Jung Hyon Jun, a partner at Lee & Ko in Seoul, sees the issue of limited discovery with more urgency. “Korea, China and Japan are very active in filing patent applications, accounting for over 50 percent of world-wide patent applications, yet patent holders are still having difficulty in protecting and enforcing patents in these jurisdictions,” she says. “One of the key reasons is that the patent holder cannot easily obtain evidence of infringement. As the technology of the patents becomes more complex and specialized, it becomes increasingly difficult to collect evidence from sources other than from the infringing party [without proper discovery procedures].”
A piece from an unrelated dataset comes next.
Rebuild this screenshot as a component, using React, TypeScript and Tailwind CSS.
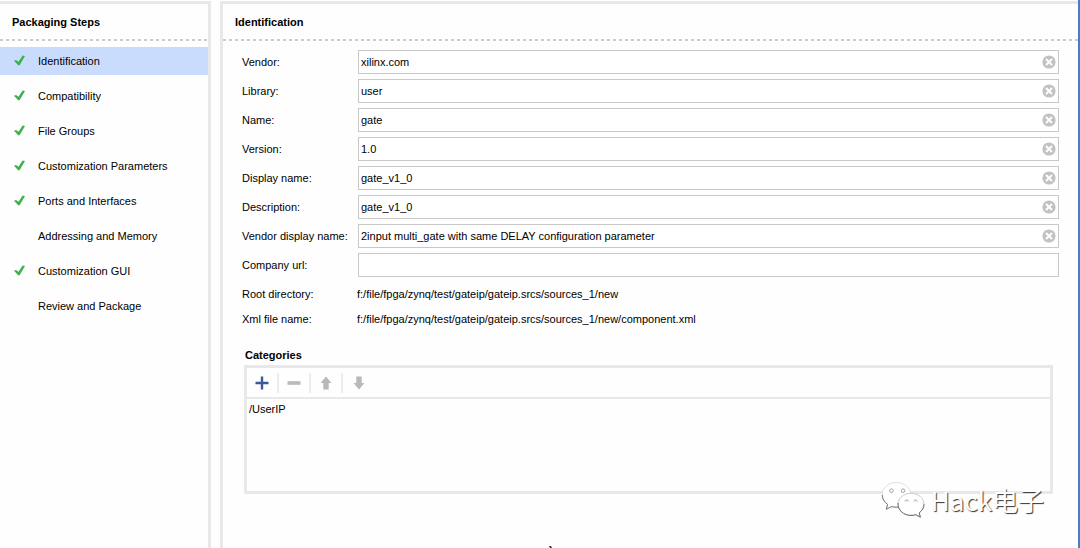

But Jun acknowledges a well-rounded discovery system rests upon an effective mechanism to protect the trade secrets of the disclosing party. “Currently, the civil procedure systems in East Asia, including Korea, do not sufficiently provide such mechanism,” says Jun. “One of the biggest issues is that the court does not distinguish the roles and responsibilities of counsel from those of its client. Thus, all documents produced to counsel can be accessed by its client. Also, court proceedings where only counsel is present are not practiced. The lack of such protective mechanisms will be a significant obstacle to the introduction of a comprehensive US-style discovery in East Asian countries.” Before the relevant protective measures are defined, pushing forward with more expansive discovery may in turn harm businesses and hamper innovation.



Are We Going Fishing Now?


If most Asian countries fall on one side of the discovery procedure spectrum, the US, as many would agree, falls on the opposite end. While formal discovery procedures can make litigation more transparent and well-informed, the US, with one of the most comprehensive and expansive discovery systems globally, has come under fire for being costly and wasteful. Tools at the litigator’s disposal include request for answers to interrogatories, request for production of documents, request for admissions and depositions; subpoenas can be used to summon non-parties, and non-compliance can be escalated for court assistance by filing a motion to compel discovery.
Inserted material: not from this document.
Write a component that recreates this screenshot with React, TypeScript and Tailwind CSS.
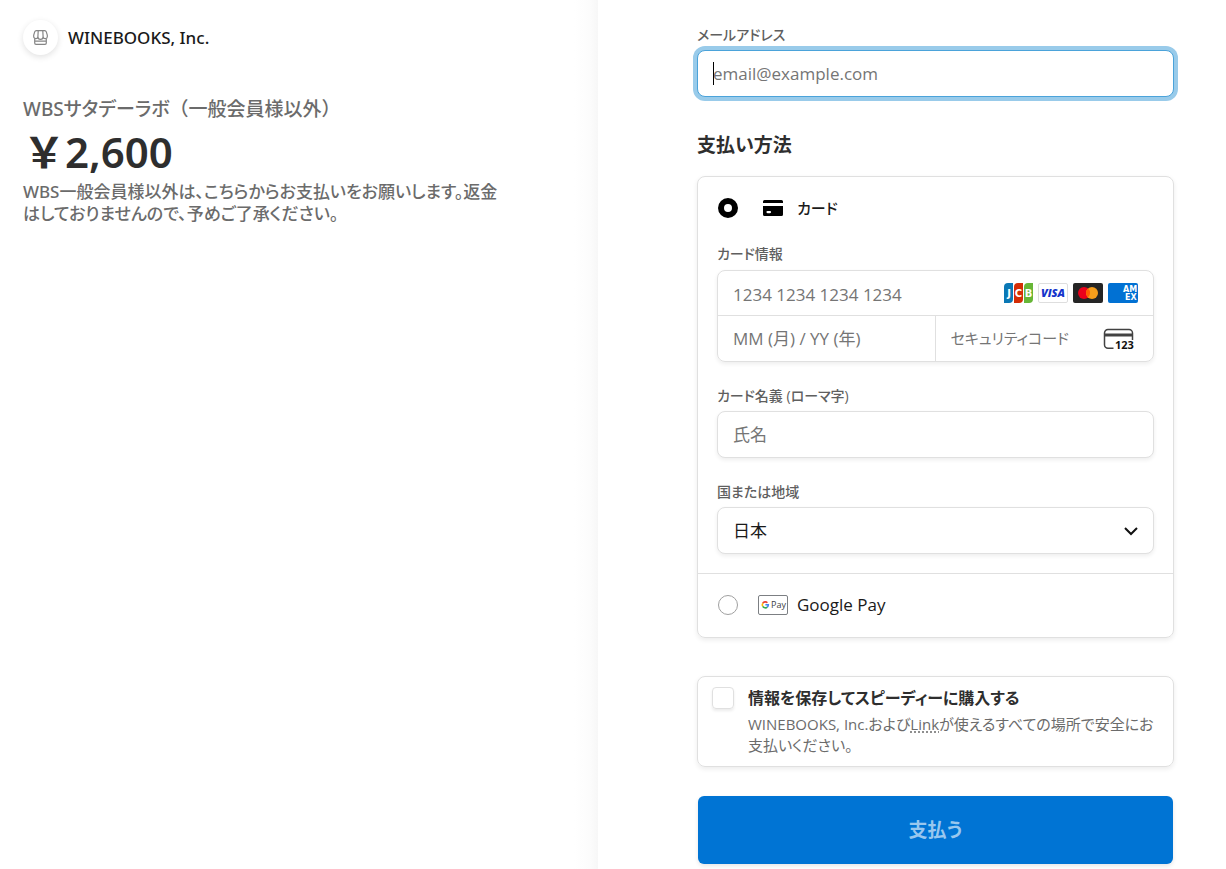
import React from "react";

const fieldClass =
  "h-[47px] w-full rounded-lg border border-[#e0e0e0] bg-white px-[15px] text-[17px] text-[#1a1a1a] shadow-[0_2px_4px_rgba(0,0,0,0.07)] outline-none placeholder:text-[#757575]";

const labelClass = "block text-[14px] leading-5 font-medium text-[#5f5f5f]";

const StoreIcon: React.FC = () => (
  <svg width="15" height="15" viewBox="0 0 15 15" fill="none" stroke="#858585" strokeWidth="1.2" strokeLinejoin="round">
    <path d="M3.400 0.700h8.200q1.300 0 1.700 1.200l1 3.300v1.200a2.100 2.100 0 0 1-4.200 0.300 2.600 2.600 0 0 1-5.200 0 2.100 2.100 0 0 1-4.200-0.300V5.200l1-3.300Q2.100 0.700 3.400 0.700z" />
    <path d="M5.200 1l-0.300 5.500M9.800 1l0.300 5.500" />
    <path d="M1.700 8.800v4.200q0 1.300 1.300 1.300h9q1.300 0 1.300-1.300V8.800M1.700 11.200h11.600" />
  </svg>
);

const JcbIcon: React.FC = () => (
  <svg width="30" height="20" viewBox="-1 0 30 20" fontFamily="DejaVu Sans, sans-serif" fontWeight="700" fontSize="10" textAnchor="middle">
    <path d="M4 0h5v16a4 4 0 0 1-4 4H0V4a4 4 0 0 1 4-4z" fill="#0a78b5" />
    <path d="M14 0h5v16a4 4 0 0 1-4 4h-5V4a4 4 0 0 1 4-4z" fill="#d42d06" />
    <path d="M24 0h5v16a4 4 0 0 1-4 4h-5V4a4 4 0 0 1 4-4z" fill="#67b637" />
    <text x="5" y="13.600" fill="#fff">J</text>
    <text x="14.500" y="13.600" fill="#fff">C</text>
    <text x="24.500" y="13.600" fill="#fff">B</text>
  </svg>
);

const VisaIcon: React.FC = () => (
  <svg width="30" height="20" viewBox="0 0 30 20">
    <rect x="0.5" y="0.5" width="29" height="19" rx="1.5" fill="#fff" stroke="#dedede" />
    <text x="15" y="14" textAnchor="middle" fontFamily="Open Sans, sans-serif" fontWeight="800" fontStyle="italic" fontSize="11" fill="#1434cb">
      VISA
    </text>
  </svg>
);

const MastercardIcon: React.FC = () => (
  <svg width="30" height="20" viewBox="0 0 30 20">
    <rect width="30" height="20" rx="2" fill="#252525" />
    <circle cx="11" cy="10" r="6" fill="#eb001b" />
    <circle cx="19" cy="10" r="6" fill="#f79e1b" />
    <path d="M15 5.500a6 6 0 0 1 0 9a6 6 0 0 1 0-9z" fill="#ff5f00" />
  </svg>
);

const AmexIcon: React.FC = () => (
  <svg width="30" height="20" viewBox="0 0 30 20" fontFamily="DejaVu Sans, sans-serif" fontWeight="700" fontSize="8" fill="#fff">
    <rect width="30" height="20" rx="2" fill="#0171d3" />
    <text x="15" y="9">AM</text>
    <text x="17" y="17">EX</text>
  </svg>
);

const CvcIcon: React.FC = () => (
  <svg width="32" height="22" viewBox="0 0 32 22">
    <path d="M10.500 20.200H5a3.500 3.500 0 0 1-3.500-3.500V5A3.500 3.500 0 0 1 5 1.500h21A3.500 3.500 0 0 1 29.500 5v7" fill="none" stroke="#424242" strokeWidth="1.500" />
    <path d="M1.500 5.500h28v3h-28z" fill="#424242" />
    <text x="12" y="20.500" fontFamily="Open Sans, sans-serif" fontWeight="700" fontSize="11" fill="#111">123</text>
  </svg>
);

const CardIcon: React.FC = () => (
  <svg width="20" height="16" viewBox="0 0 20 16">
    <path d="M1.500 0h17A1.500 1.500 0 0 1 20 1.500V3H0V1.500A1.500 1.500 0 0 1 1.500 0z" />
    <path fillRule="evenodd" d="M0 6h20v8.500a1.500 1.500 0 0 1-1.500 1.500h-17A1.500 1.500 0 0 1 0 14.500zM4.500 11a1 1 0 0 0 0 2.200H7A1 1 0 0 0 7 11z" />
  </svg>
);

const GooglePayIcon: React.FC = () => (
  <svg width="30" height="20" viewBox="0 0 30 20">
    <rect x="0.500" y="0.500" width="29" height="19" rx="1.500" fill="#fff" stroke="#7c7f83" />
    <g fill="none" strokeWidth="1.600">
      <path d="M9.400 7.700A3 3 0 0 0 4.800 8.200" stroke="#ea4335" />
      <path d="M4.800 8.200a3 3 0 0 0 0 3.200" stroke="#fbbc04" />
      <path d="M4.800 11.400a3 3 0 0 0 4.500 0.700" stroke="#34a853" />
      <path d="M9.300 12.100a3 3 0 0 0 1-2.300H7.400" stroke="#4285f4" />
    </g>
    <text x="13" y="13" fontFamily="Open Sans, sans-serif" fontSize="9" fill="#3c4043">Pay</text>
  </svg>
);

const Summary: React.FC = () => (
  <section className="w-[calc(50%-15px)] bg-linear-to-l from-[#f7f7f7] via-[#fcfcfc] via-[8px] to-white to-[24px] pt-5 pl-[23px] font-['Noto_Sans','Noto_Sans_CJK_JP',sans-serif]">
    <div className="flex items-center gap-[10px]">
      <span className="flex size-[35px] items-center justify-center rounded-full bg-white shadow-[0_2px_6px_rgba(0,0,0,0.12)]">
        <StoreIcon />
      </span>
      <span className="text-[17px] font-medium text-[#1a1a1a]">WINEBOOKS, Inc.</span>
    </div>
    <h1 className="mt-10 text-[19px] leading-7 font-medium text-[#6b6b6b]">
      WBSサタデーラボ
      <span className="[font-feature-settings:normal]">（一般会員様以外）</span>
    </h1>
    <p className="mt-[2px] mb-[2px] text-[42px] leading-[54px] font-semibold text-[#2e2e2e] [font-feature-settings:normal]">￥2,600</p>
    <p className="max-w-[480px] text-[17px] leading-[22px] font-medium text-[#6b6b6b]">
      WBS一般会員様以外は、こちらからお支払いをお願いします。返金はしておりませんので、予めご了承ください。
    </p>
  </section>
);

const CardFields: React.FC = () => (
  <>
    <fieldset className="mt-6">
      <legend className={labelClass}>カード情報</legend>
      <div className="mt-[6px] rounded-lg border border-[#e0e0e0] shadow-[0_2px_4px_rgba(0,0,0,0.07)]">
        <div className="flex h-[45px] items-center border-b border-[#e0e0e0] pr-[15px]">
          <input
            aria-label="カード番号"
            placeholder="1234 1234 1234 1234"
            className="h-full min-w-0 flex-1 pt-[2px] pl-[15px] text-[17px] outline-none placeholder:text-[#757575]"
          />
          <div className="flex gap-[5px]">
            <JcbIcon />
            <VisaIcon />
            <MastercardIcon />
            <AmexIcon />
          </div>
        </div>
        <div className="flex h-[45px]">
          <input
            aria-label="有効期限"
            placeholder="MM (月) / YY (年)"
            className="w-1/2 min-w-0 border-r border-[#e0e0e0] pl-[15px] text-[17px] outline-none placeholder:text-[#757575]"
          />
          <div className="flex w-1/2 items-center pr-[18px]">
            <input
              aria-label="セキュリティコード"
              placeholder="セキュリティコード"
              className="min-w-0 flex-1 pl-[15px] text-[15px] outline-none placeholder:text-[#757575]"
            />
            <CvcIcon />
          </div>
        </div>
      </div>
    </fieldset>

    <label htmlFor="name" className={`mt-6 mb-[5px] ${labelClass}`}>
      カード名義 (ローマ字)
    </label>
    <input id="name" placeholder="氏名" className={fieldClass} />

    <label htmlFor="country" className={`mt-6 mb-[5px] ${labelClass}`}>
      国または地域
    </label>
    <div className="relative">
      <select id="country" className={`appearance-none ${fieldClass}`}>
        <option>日本</option>
      </select>
      <svg className="pointer-events-none absolute top-5 right-4" width="14" height="9" viewBox="0 0 14 9" fill="none" stroke="#111" strokeWidth="2">
        <path d="M1 1l6 6 6-6" />
      </svg>
    </div>
  </>
);

export default function App() {
  return (
    <div className="flex min-h-screen bg-white font-['Open_Sans','Noto_Sans_CJK_JP',sans-serif] [font-feature-settings:'palt']">
      <Summary />
      <form className="flex-1 pt-[25px] pr-[52px] pb-1 pl-[99px]">
        <label htmlFor="email" className={labelClass}>
          メールアドレス
        </label>
        <div className="relative mt-[5px]">
          <input
            id="email"
            type="email"
            placeholder="email@example.com"
            className="block h-[47px] w-full rounded-lg border border-[#4ba3da] bg-white px-[15px] text-[17px] ring-4 ring-[#99cbea] outline-none placeholder:text-[#757575]"
          />
          {/* Cursor */}
          <span className="pointer-events-none absolute top-3 left-4 h-[23px] w-px bg-black" />
        </div>

        <h2 className="mt-[34px] text-[19px] leading-7 font-semibold text-[#2e2e2e]">支払い方法</h2>

        <div className="mt-[17px] rounded-lg border border-[#e0e0e0] shadow-[0_2px_5px_rgba(0,0,0,0.08)]">
          <div className="px-[19px] py-[19px]">
            <label className="flex h-6 items-center pl-px text-[15px] font-medium text-[#1a1a1a]">
              <input
                type="radio"
                name="method"
                defaultChecked
                className="size-5 appearance-none rounded-full border border-[#a0a0a0] checked:border-[6px] checked:border-black"
              />
              <span className="mr-[14px] ml-[25px]">
                <CardIcon />
              </span>
              カード
            </label>
            <CardFields />
          </div>
          <label className="flex h-16 items-center border-t border-[#e0e0e0] px-5 pb-[2px] text-[17px] text-[#1a1a1a]">
            <input
              type="radio"
              name="method"
              className="size-5 appearance-none rounded-full border border-[#a0a0a0] checked:border-[6px] checked:border-black"
            />
            <span className="mr-[9px] ml-5">
              <GooglePayIcon />
            </span>
            Google Pay
          </label>
        </div>

        <div className="mt-[38px] flex gap-[14px] rounded-lg border border-[#e0e0e0] px-[14px] py-[10px] shadow-[0_2px_5px_rgba(0,0,0,0.08)]">
          <input
            id="save"
            type="checkbox"
            className="size-[22px] shrink-0 appearance-none rounded border border-[#e0e0e0] shadow-[0_2px_3px_rgba(0,0,0,0.08)] checked:bg-black"
          />
          <div>
            <label htmlFor="save" className="block text-[16px] leading-[22px] font-semibold text-[#2e2e2e]">
              情報を保存してスピーディーに購入する
            </label>
            <p className="mt-[5px] text-[15px] leading-[21px] text-[#6b6b6b]">
              WINEBOOKS, Inc.および
              <a href="#" className="underline decoration-dotted underline-offset-2">
                Link
              </a>
              が使えるすべての場所で安全にお支払いください。
            </p>
          </div>
        </div>

        <div className="mt-[29px] px-px">
          <button
            type="submit"
            className="h-[68px] w-full rounded-md bg-[#0074d4] text-[19px] font-semibold text-[#99c7ee] shadow-[0_2px_4px_rgba(0,0,0,0.1)]"
          >
            支払う
          </button>
        </div>
      </form>
    </div>
  );
}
Not only may responding to discovery request be timeconsuming and expensive, one may also be bombarded with information that requires significant review costs, tactic abusers of the system often use to burden the counterparty so as to coerce a settlement. In what is known as “fishing”, a party may pose speculative and fairly open-ended discovery requests that are marginally relevant to the case to strain resources of the counterparty; abusers may also turn in an overwhelming amount of information to burden or distract the counterparty from making prudent examination of truly relevant evidence.


The explosion of digital information such as emails and electronic documents on computer systems further exacerbates this problem by increasing the cost to filter out relevant materials and process data into a coherent narrative, fueling popularity of e-discovery solutions as well as pushing courts around the world to consider measures to regulate e-discovery from behaviour to data policies.


Some have also argued that overly expansive discovery puts disproportional burden on the less resourceful or affluent party, creating lopsided advantage to parties that can muster the technology and manpower to tackle onerous discovery requests and overdose the counterparty with information.


“In the US, in litigation between an inventor or small business against an alleged infringing corporation, the inventor or small business cannot hope to match the resources of a large corporation. He or she will either settle or give up, and will rarely get to trial,” says Choy.


While South Korea’s amendment is welcomed by some practitioners and is far from resembling the expansiveness of US discovery, how the new discovery procedures will play out will largely depend on real action in the courts, whose impact are still unclear.


“It has yet to be seen how the expanded discovery procedures are actually applied in court practices,” says Kim. “One of the challenges to the future success of the expanded discovery is to set up the standard of burden of proof that the patent holder must bear before the court orders the accused infringer to submit materials. Depending on such standard, the discovery under the amended Patent Act could get closer to the US-style discovery.”


This possibility remains slim, says Choy, noting the US discovery system we know today is the result of major civil procedural reforms in the early 20th century that unified litigation procedures in federal courts across different states.


Choy cautions against extrapolating South Korea’s development to a vastly different judicial system. “The US Federal Rules of Civil Procedure, adopted in 1938, changed completely the way litigation in general was conducted in federal courts, at least in terms of discovery. The 2016 Amendment to Korea’s Patent Act does not come close to this change in terms of impact, applies only to patent litigation and is narrowly focused. Greater and more expansive change must occur before US-style problems such as those suggested by the phrase ‘fishing expeditions’ begin to emerge.”


On the other hand, the lack of formal pre-trial discovery as well as the incoherent national discovery mechanisms based largely on judges’ discretion means deposing parties in foreign jurisdictions remain cumbersome and confusing for most national practitioners. For example, apart from using the Federal Rules of Civil Procedure and corresponding state laws to authorize the taking of foreign depositions, US litigants can also pursue depositions before a consular officer or pursuant to letter rogatory through the Hague Convention on the Taking of Evidence Abroad.


However, only Singapore and South Korea are parties to the Hague Convention, while major US trade partners like Japan, Taiwan, Thailand, Malaysia and the Philippines are not. China is a party to the convention in a limited capacity by strictly prohibiting depositions. The letters rogatory process usually takes months and yields only the submission of written questions for a judge to convey to the deponent, while the deposition notice has no power to compel against a non-party witness. Depositions before a consular officer often requires much planning ahead of time with many administrative boundaries in the limits of embassies or consular offices.


In fact, many employees and executives of South Korean companies have difficulty understanding the rationale of discovery (“Why should we give weapons to my enemies?” is one of the questions Jun has faced), nor are they familiar with their obligation to preserve materials that may be used as evidence when a lawsuit is filed, or even before formal filing, resulting in destruction or alternation of materials.


“Recently, in response to the increased number of patent litigations and other offensive actions by competitors and non-performing entities (NPEs), Korean companies are taking steps to raise awareness of the US discovery procedure,” says Jun. “Some of the inhouse counsel at Korean companies are leading the reformation of document management policies. Inhouse counsel in a company with a business plan to enter into a market with a discovery system must seriously consider such issues.”


As trade continues to be more globalized and technology makes discovery increasingly data-heavy with the potential of automation, it has yet to be seen how the tides of domestic and international litigations will turn, and with them, the processes that facilitate justice.